BREAST IMPLANT PROMOTION PRACTICES

Background:

Promotion of plastic surgery services and other medical and cosmetic services is not well perceived by the mainstream medical community and by professional medical bodies. Third party health insurers are also weary of the practice and many have established special premium rates for new cosmetic implant users. Yet promotional activity by segments of the surgical community is taking place with increasing intensity. This has been an historical trend since the sixties and reached a crescendo in the late-eighties. With widespread adverse publicity from problems reported in the late eighties, promotion became less credible and implantations diminished. The breast implant debacle of the early-nineties further reduced the number of such procedures.

Following a comparatively quiescent period, public media-based promotion of plastic surgery, in particular breast augmentation, is once again in fashion with major promotional initiatives clearly visible in printed and electronics media. Much of it is of borderline ethics. Another part is disguised as 'medical news'.

Current Trends:

Since about 1994, promotional activity has been on the increase. As a result, implantation of new subjects has risen dramatically and, as expected, adverse reactions have followed. Paradoxically, products sold for breast augmentation have not improved. Some have actually diminished in quality. There is also a large segment of illegal importation of low quality products mainly from Brazil and Europe.

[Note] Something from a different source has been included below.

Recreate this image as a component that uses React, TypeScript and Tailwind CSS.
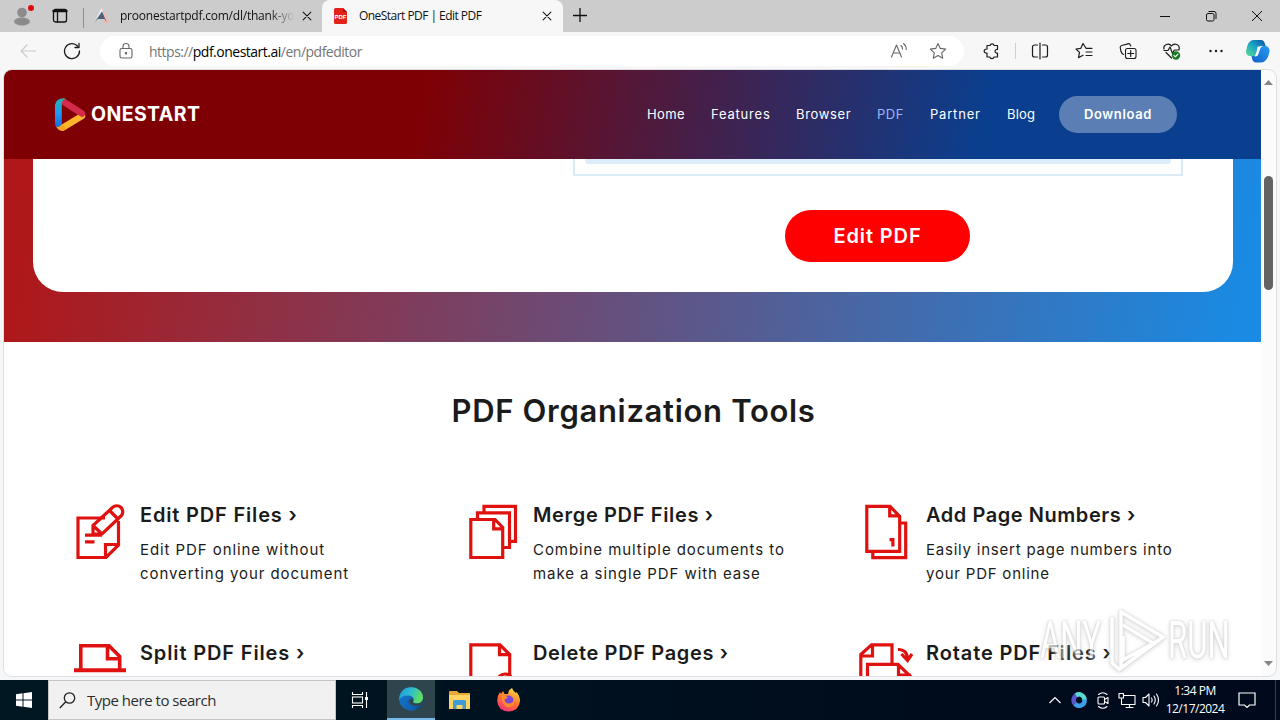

The promotion of breast augmentation is essential to the survival of the business, insofar as profitability increases rapidly with number of clients. Serialized surgery of the type which had taken place in the early and the mid-eighties, constitute some kind of an apex in the technology of rapid, low cost, short duration surgery for cosmetic purposes.

Media advertisements promote the activity with claims of nearly instantaneous results and minimal risk. Saline implants and other devices filled with assorted substances which failed in the past are once again promoted as innovations of great merit. Programs and articles disguised as medical research news are also increasing and have served to disguise the promotion under a cover of research.

There is no research in breast augmentation. Such work has not been carried out since the seventies. Devices being promoted currently as innovations are virtually unchanged from the seventies.